Liquids thermal conductivity measurement
The thermal conductivity of a liquid defines its ability to transfer heat. It is expressed in W/m/K.
Along with heat capacity and density, it is one of the quantities used to characterize the thermal behavior of fluids as a function of temperature. These quantities are particularly used to size the heating of the fluid in question, but also for so-called heat transfer fluids whose function is to transfer heat between two points of a system.
Examples of thermal conductivity values
The order of magnitude of the conductivity of liquids varies between 0.01 and 2 W/m/K. The thermal conductivity of polar liquids (water, ammonia, etc.) is generally higher than that of other liquids, especially organic liquids. The table below gives some examples of thermal conductivities measured on common liquids:
Measurement Method: Hot Wire
At Calnesis, the method used to measure the thermal conductivity of liquids is that of the hot wire. The measurement consists of placing the liquid in a temperature-regulated container between 0 and 100°C. A probe equipped with a conductive wire is placed in the thermostated liquid.
For approximately one second, a current travels through the hot wire and heats the fluid located around it. The temperature variation measured during this heating makes it possible to determine the thermal conductivity of the fluid at this temperature. This is therefore a so-called transitional measure.

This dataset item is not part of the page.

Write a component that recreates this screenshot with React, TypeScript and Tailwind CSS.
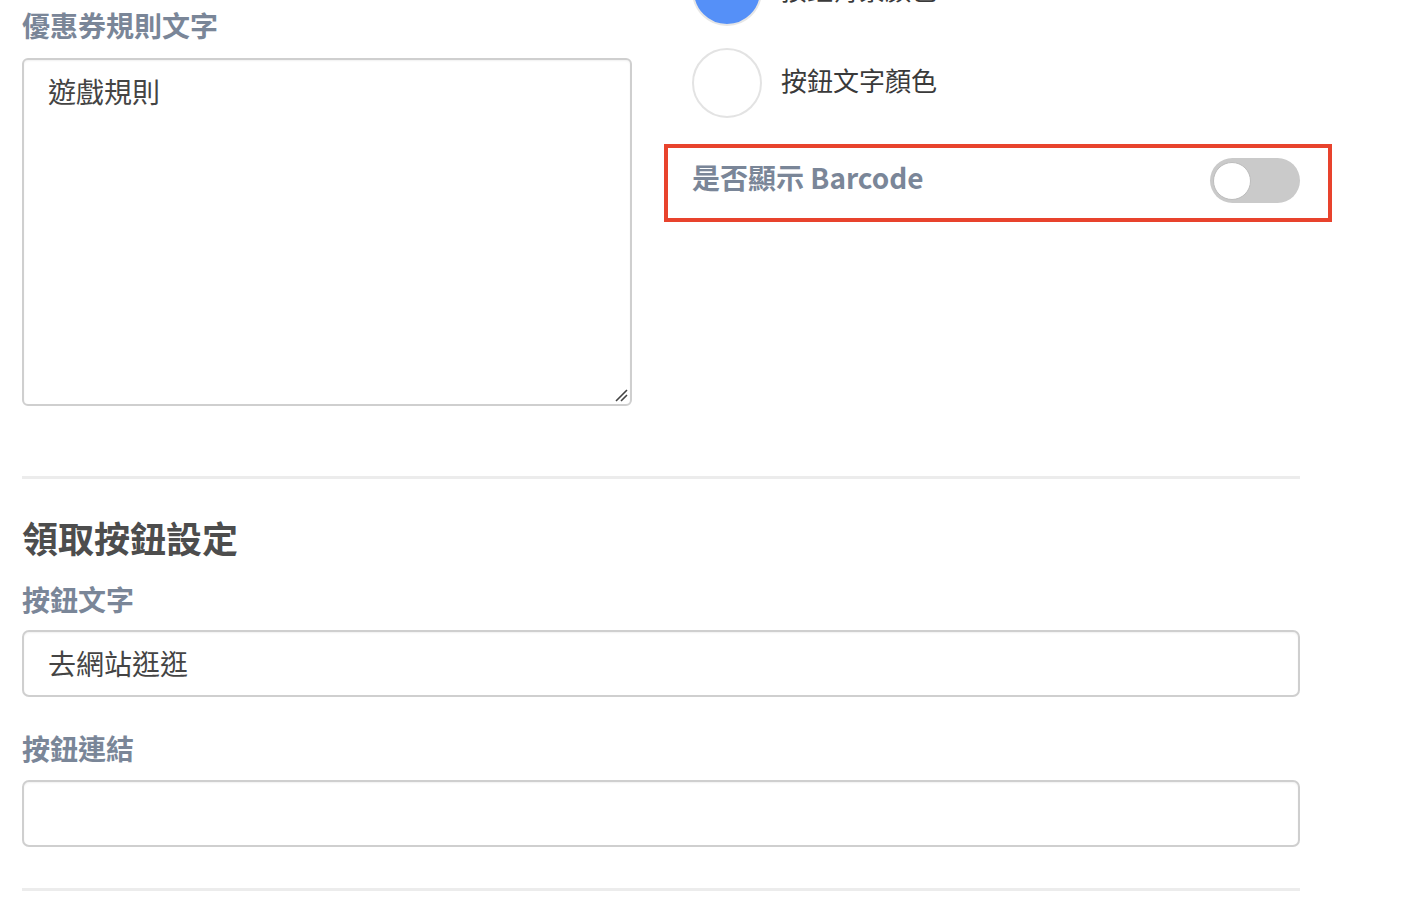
import React from "react";

const font = { fontFamily: '"Noto Sans CJK TC", "Noto Sans", "Liberation Sans", sans-serif' };

function Label({ children }: { children: React.ReactNode }) {
  return (
    <div className="text-[28px] leading-[34px] font-bold text-[#7a8698]">{children}</div>
  );
}

function TextInput({ value }: { value: string }) {
  return (
    <div className="h-[67px] w-full rounded-[7px] border-2 border-[#cfcfcf] shadow-[inset_0_1px_2px_rgba(0,0,0,0.06)] flex items-center pl-[24px] pb-[2px] text-[28px] text-[#444]">
      {value}
    </div>
  );
}

function ColorRow({ color, label, bordered, raised }: { color: string; label: string; bordered?: boolean; raised?: boolean }) {
  return (
    <div className="flex items-center gap-[19px] pl-[28px]">
      <div
        className={`h-[70px] w-[70px] rounded-full border-2 ${bordered ? "border-[#e3e3e3]" : "border-[#e6e6e6]"}`}
        style={{ backgroundColor: color }}
      />
      <div className={`${raised ? "pb-[6px]" : "pb-[4px]"} text-[26px] leading-[34px] text-[#3a3a3a]`}>{label}</div>
    </div>
  );
}

export default function App() {
  return (
    <div className="w-[1402px] h-[918px] overflow-hidden bg-white" style={font}>
      <div className="w-[1310px] pl-[22px]">
        <div className="flex items-start gap-[32px]">
          <div className="w-[610px] shrink-0 pt-[8px]">
            <Label>優惠券規則文字</Label>
            <div className="relative mt-[16px] h-[348px] rounded-[6px] border-2 border-[#cfcfcf] shadow-[inset_0_1px_2px_rgba(0,0,0,0.06)] pl-[24px] pt-[11px] text-[28px] leading-[40px] text-[#444]">
              遊戲規則
              <svg className="absolute right-[2px] bottom-[2px]" width="14" height="14" viewBox="0 0 14 14">
                <path d="M2 13 L13 2 M7 13 L13 7" stroke="#444" strokeWidth="1.6" />
              </svg>
            </div>
          </div>
          <div className="w-[668px] shrink-0 -mt-[44px] flex flex-col">
            <ColorRow color="#5590f8" label="按鈕背景顏色" />
            <div className="h-[22px]" />
            <ColorRow color="#ffffff" label="按鈕文字顏色" bordered raised />
            <div className="mt-[26px] h-[78px] border-[4px] border-[#e8432d] flex items-start justify-between pl-[24px] pr-[28px] pt-[10px]">
              <div className="mt-[2px] text-[28px] leading-[34px] font-bold text-[#7a8698]">是否顯示 Barcode</div>
              <div className="h-[45px] w-[90px] rounded-full bg-[#cacaca] flex items-center pl-[3px]">
                <div className="h-[38px] w-[38px] rounded-full bg-white border border-[#bdbdbd]" />
              </div>
            </div>
          </div>
        </div>

        <div className="w-[1278px]">
          <div className="mt-[70px] h-[3px] bg-[#ececec]" />
          <div className="mt-[36px] text-[36px] leading-[44px] font-bold text-[#4d4d4d]">領取按鈕設定</div>
          <div className="mt-[23px]">
            <Label>按鈕文字</Label>
          </div>
          <div className="mt-[14px]">
            <TextInput value="去網站逛逛" />
          </div>
          <div className="mt-[34px]">
            <Label>按鈕連結</Label>
          </div>
          <div className="mt-[15px]">
            <TextInput value="" />
          </div>
          <div className="mt-[41px] h-[3px] bg-[#ececec]" />
        </div>
      </div>
    </div>
  );
}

The reduced measurement time makes it possible to overcome undesired heat transfer modes that occur in fluids, in particular the main one: convection.
The accuracy of this type of measurement is about 5%
Conditions necessary for thermal conductivity measurement
The fluid must be thermally stable over the entire desired measurement temperature range. The measurement temperature(s) must not be too close to the boiling temperature to avoid degassing or the formation of gas bubbles in the fluid.